Records with interface code

◆ ◆ ◆ ◆ ◆ ◆ ◆

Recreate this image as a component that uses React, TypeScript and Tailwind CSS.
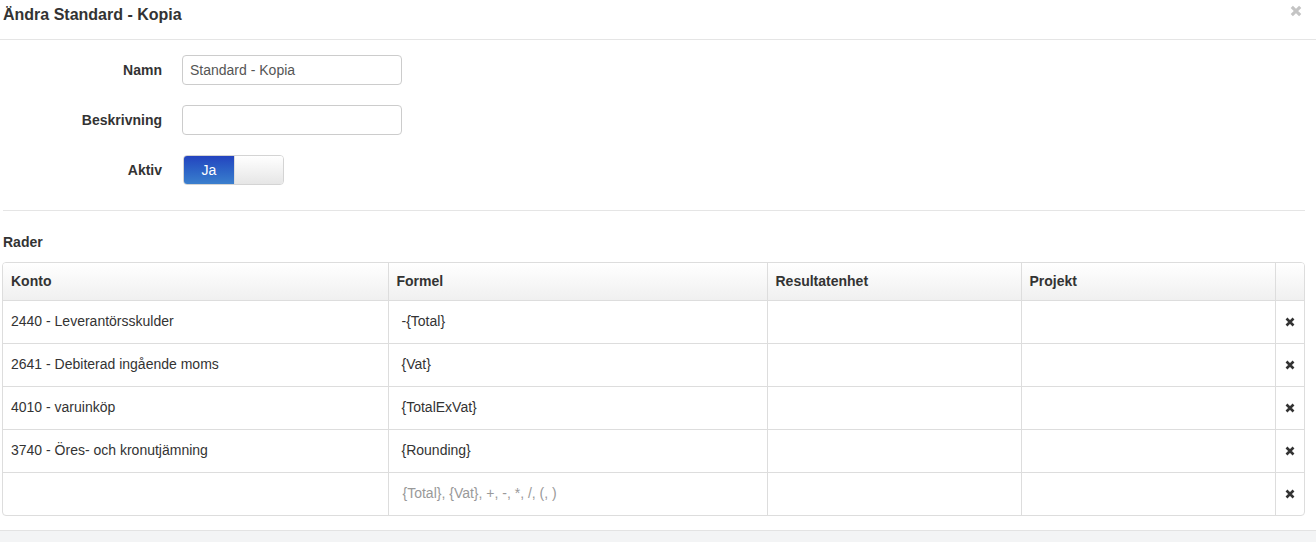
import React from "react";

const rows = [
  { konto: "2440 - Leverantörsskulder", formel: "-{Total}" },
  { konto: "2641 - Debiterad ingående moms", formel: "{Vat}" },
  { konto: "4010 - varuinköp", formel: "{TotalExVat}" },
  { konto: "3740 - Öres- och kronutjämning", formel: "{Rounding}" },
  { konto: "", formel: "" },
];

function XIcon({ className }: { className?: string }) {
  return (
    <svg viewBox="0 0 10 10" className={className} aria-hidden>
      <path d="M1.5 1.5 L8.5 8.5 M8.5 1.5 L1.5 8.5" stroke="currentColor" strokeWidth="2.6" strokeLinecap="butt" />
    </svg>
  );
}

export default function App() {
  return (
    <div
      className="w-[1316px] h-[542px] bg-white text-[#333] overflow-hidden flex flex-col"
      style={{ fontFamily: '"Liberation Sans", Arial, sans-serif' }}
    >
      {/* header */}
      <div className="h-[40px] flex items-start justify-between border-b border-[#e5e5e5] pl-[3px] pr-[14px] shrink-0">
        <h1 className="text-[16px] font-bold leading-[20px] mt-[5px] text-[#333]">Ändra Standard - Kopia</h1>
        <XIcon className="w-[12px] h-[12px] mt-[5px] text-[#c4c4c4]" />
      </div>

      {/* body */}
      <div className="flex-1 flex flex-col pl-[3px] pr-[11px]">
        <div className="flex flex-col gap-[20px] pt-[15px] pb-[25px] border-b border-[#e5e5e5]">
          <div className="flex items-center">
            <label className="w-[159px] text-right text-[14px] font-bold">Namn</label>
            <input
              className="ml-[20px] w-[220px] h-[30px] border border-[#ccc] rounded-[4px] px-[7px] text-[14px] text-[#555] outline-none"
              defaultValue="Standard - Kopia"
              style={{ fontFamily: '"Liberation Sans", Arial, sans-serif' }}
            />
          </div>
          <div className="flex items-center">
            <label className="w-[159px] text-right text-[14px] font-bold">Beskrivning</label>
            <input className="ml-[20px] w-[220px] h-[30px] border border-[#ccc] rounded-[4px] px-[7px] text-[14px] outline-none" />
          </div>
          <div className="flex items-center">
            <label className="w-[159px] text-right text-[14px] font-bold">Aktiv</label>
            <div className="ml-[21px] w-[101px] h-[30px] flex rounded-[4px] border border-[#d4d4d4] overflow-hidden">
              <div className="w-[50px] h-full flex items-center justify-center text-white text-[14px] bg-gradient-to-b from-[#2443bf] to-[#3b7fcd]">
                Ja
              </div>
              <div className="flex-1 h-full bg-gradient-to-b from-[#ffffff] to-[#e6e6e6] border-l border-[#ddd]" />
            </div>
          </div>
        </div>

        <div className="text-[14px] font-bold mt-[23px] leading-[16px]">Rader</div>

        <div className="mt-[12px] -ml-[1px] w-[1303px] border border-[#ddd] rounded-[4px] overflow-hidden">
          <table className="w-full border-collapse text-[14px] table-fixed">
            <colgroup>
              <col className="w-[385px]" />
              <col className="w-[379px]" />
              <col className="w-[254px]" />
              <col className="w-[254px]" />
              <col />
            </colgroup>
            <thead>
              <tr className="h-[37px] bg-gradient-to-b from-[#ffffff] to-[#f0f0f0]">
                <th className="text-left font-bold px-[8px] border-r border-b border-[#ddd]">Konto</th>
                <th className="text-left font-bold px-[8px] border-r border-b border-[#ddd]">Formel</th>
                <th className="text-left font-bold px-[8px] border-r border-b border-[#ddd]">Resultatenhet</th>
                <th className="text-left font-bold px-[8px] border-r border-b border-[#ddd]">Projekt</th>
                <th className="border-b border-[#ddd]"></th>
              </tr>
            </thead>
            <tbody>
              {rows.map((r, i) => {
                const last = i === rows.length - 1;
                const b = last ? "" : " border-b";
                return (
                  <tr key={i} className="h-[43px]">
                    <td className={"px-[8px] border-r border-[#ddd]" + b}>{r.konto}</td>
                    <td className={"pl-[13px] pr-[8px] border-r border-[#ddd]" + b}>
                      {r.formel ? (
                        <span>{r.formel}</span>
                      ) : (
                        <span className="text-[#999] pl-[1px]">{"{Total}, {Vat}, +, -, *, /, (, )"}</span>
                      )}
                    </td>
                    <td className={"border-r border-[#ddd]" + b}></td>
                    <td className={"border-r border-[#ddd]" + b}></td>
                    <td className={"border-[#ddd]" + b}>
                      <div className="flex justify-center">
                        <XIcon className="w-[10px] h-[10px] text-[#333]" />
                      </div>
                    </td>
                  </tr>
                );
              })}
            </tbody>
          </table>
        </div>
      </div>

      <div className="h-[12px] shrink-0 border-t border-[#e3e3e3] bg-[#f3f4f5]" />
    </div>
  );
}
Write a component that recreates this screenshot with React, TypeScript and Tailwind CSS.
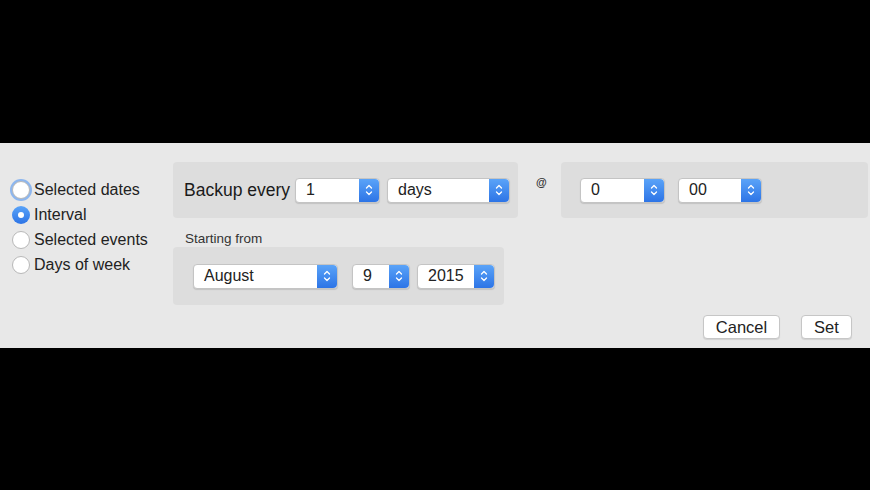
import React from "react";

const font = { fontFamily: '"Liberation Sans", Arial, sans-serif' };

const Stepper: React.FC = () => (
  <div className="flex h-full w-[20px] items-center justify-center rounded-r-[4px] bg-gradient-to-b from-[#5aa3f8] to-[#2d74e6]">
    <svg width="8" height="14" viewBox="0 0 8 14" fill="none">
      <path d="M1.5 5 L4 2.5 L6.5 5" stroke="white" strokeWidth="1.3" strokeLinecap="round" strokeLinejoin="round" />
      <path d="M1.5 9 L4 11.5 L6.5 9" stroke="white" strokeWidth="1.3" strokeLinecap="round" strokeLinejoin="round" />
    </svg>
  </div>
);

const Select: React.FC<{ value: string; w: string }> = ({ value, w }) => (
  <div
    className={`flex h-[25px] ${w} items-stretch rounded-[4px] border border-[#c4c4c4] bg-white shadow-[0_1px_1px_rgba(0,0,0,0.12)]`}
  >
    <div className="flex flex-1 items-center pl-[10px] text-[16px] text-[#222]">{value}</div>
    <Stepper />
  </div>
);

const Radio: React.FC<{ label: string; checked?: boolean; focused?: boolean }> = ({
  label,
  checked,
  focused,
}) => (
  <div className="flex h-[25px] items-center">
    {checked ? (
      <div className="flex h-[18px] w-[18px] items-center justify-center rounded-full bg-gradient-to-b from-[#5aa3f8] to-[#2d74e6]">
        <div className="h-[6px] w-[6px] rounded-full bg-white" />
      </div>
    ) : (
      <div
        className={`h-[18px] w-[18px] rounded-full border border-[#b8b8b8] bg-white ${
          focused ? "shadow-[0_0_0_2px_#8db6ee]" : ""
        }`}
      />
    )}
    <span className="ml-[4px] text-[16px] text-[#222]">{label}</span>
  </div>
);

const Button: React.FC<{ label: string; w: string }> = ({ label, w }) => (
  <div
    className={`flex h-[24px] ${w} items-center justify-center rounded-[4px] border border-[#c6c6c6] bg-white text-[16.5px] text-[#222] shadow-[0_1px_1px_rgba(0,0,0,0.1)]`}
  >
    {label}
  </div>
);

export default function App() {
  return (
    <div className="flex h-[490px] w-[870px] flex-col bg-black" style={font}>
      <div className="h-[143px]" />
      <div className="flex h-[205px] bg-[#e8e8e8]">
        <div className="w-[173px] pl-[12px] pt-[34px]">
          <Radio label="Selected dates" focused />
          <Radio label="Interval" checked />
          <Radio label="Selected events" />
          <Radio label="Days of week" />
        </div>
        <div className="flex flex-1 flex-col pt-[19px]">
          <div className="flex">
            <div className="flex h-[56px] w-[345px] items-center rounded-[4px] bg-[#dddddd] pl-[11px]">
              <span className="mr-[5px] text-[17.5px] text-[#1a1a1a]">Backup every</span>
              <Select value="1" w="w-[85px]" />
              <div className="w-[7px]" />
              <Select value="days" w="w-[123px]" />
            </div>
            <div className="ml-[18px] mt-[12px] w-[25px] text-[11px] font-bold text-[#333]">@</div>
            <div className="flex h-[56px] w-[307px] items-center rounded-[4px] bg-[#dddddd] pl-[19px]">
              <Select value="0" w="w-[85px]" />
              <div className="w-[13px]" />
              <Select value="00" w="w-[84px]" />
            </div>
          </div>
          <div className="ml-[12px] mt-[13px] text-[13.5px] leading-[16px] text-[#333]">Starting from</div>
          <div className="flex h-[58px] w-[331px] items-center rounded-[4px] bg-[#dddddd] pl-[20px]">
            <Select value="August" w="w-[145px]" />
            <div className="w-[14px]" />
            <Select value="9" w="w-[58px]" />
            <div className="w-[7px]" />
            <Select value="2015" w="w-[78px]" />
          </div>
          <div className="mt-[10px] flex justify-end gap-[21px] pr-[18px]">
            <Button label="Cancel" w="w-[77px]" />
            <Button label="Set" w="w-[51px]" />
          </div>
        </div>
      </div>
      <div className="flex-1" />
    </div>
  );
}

◆ ◆ ◆ ◆ ◆ ◆ ◆

REQUIREMENTS: Filter the records for lines holding the string "TypeScript". Copy each one.

COMPLETED TASK:
Recreate this image as a component that uses React, TypeScript and Tailwind CSS.
Write a component that recreates this screenshot with React, TypeScript and Tailwind CSS.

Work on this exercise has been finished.